Como é sabido, todavia, a partir do que se constata pelo histórico do ICMS, conferir essa responsabilidade ao legislador infraconstitucional e ao Ente federado envolve, no seu bojo, abrir margens a distorções e eventuais atropelos do direito ao pleno aproveitamento dos saldos acumulados pelos contribuintes. Invariavelmente, portanto, a atual redação da PEC 45/2019 cede espaço a um cenário de potencial insegurança jurídica e, porventura, de intensa juidicialização do tema no período pós-reforma.

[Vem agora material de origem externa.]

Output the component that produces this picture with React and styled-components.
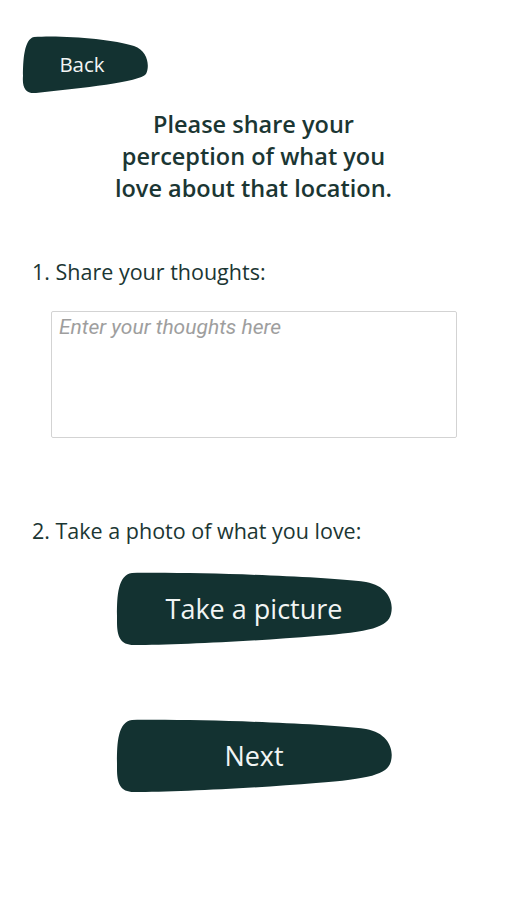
import React, { useState } from "react";
import styled, { createGlobalStyle } from "styled-components";

const GlobalStyle = createGlobalStyle`
  body {
    margin: 0;
    background: #ffffff;
    font-family: "Open Sans", "Noto Sans", sans-serif;
  }
`;

const INK = "#1b3633";
const FILL = "#133231";

// blob outlines, drawn in each button's own pixel box
const BACK_BLOB =
  "M 12 1 C 40 -1, 90 3, 112 10 C 126 15, 128 30, 124 38 C 118 46, 60 52, 14 57 C 4 58, 0 52, 1 40 C 1 25, 2 3, 12 1 Z";
const WIDE_BLOB =
  "M 16 1 C 80 0, 200 4, 250 10 C 272 14, 278 30, 275 42 C 272 55, 255 60, 200 64 C 140 69, 60 73, 18 73 C 4 73, 1 64, 1 50 C 1 30, 0 3, 16 1 Z";

function BlobButton({ label, path, w, h, size, shift = 0, onClick }) {
  return (
    <Blob $w={w} $h={h} $size={size} $shift={shift} onClick={onClick}>
      <svg viewBox={`0 0 ${w} ${h}`} preserveAspectRatio="none" aria-hidden="true">
        <path d={path} fill={FILL} />
      </svg>
      <span>{label}</span>
    </Blob>
  );
}

export default function App() {
  const [thoughts, setThoughts] = useState("");

  return (
    <>
      <GlobalStyle />
      <Page>
        <TopBar>
          <BlobButton label="Back" path={BACK_BLOB} w={128} h={58} size={20.5} shift={-8} />
        </TopBar>
        <Heading>Please share your perception of what you love about that location.</Heading>

        <Question>1. Share your thoughts:</Question>
        <Thoughts
          placeholder="Enter your thoughts here"
          value={thoughts}
          onChange={(e) => setThoughts(e.target.value)}
        />

        <Question $gap={79}>2. Take a photo of what you love:</Question>
        <Actions>
          <BlobButton label="Take a picture" path={WIDE_BLOB} w={277} h={74} size={27} />
          <BlobButton label="Next" path={WIDE_BLOB} w={277} h={74} size={27} />
        </Actions>
      </Page>
    </>
  );
}

const Page = styled.div`
  display: flex;
  flex-direction: column;
  min-height: 900px;
  box-sizing: border-box;
  padding: 36px 0 0;
`;

const TopBar = styled.div`
  display: flex;
  padding-left: 22px;
`;

const Blob = styled.button`
  position: relative;
  display: flex;
  align-items: center;
  justify-content: center;
  width: ${(p) => p.$w}px;
  height: ${(p) => p.$h}px;
  padding: 0;
  border: none;
  background: transparent;
  cursor: pointer;
  color: #f2f5f4;
  font-family: "Open Sans", "Noto Sans", sans-serif;
  font-size: ${(p) => p.$size}px;

  svg {
    position: absolute;
    inset: 0;
    width: 100%;
    height: 100%;
  }

  span {
    position: relative;
    margin-top: -2px;
    margin-left: ${(p) => p.$shift}px;
  }
`;

const Heading = styled.h1`
  margin: 14px auto 0;
  max-width: 300px;
  text-align: center;
  font-size: 23.5px;
  line-height: 32px;
  font-weight: 600;
  color: ${INK};
`;

const Question = styled.p`
  margin: ${(p) => p.$gap || 54}px 0 0 32px;
  font-size: 21.5px;
  line-height: 28px;
  color: ${INK};
`;

const Thoughts = styled.textarea`
  margin: 25px 0 0 51px;
  width: 406px;
  height: 127px;
  box-sizing: border-box;
  padding: 3px 7px;
  border: 1px solid #d3d3d3;
  border-radius: 2px;
  resize: none;
  font-family: Roboto, "Liberation Sans", sans-serif;
  font-size: 21px;
  color: #333;
  outline: none;

  &::placeholder {
    color: #9e9e9e;
    font-style: italic;
  }
`;

const Actions = styled.div`
  display: flex;
  flex-direction: column;
  align-items: center;
  gap: 73px;
  margin-top: 27px;
  padding-left: 1px;
`;
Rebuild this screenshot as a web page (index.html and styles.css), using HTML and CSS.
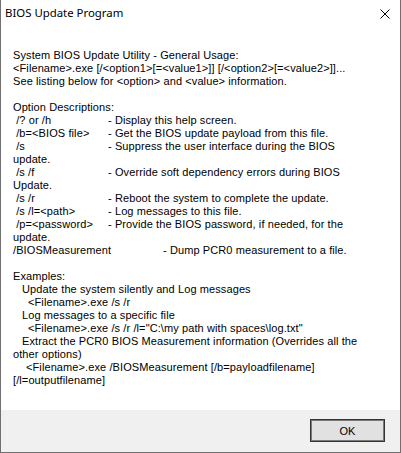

Aos contribuintes, caberá analisar e implementar, desde já, mecanismos que possibilitem a monetização de seus resíduos cumulativos, a fim de evitar incertezas quanto à fruição ao imperativo da não cumulatividade, há tanto tempo assegurada pela Constituição, muito embora também há muito tolhida no Brasil.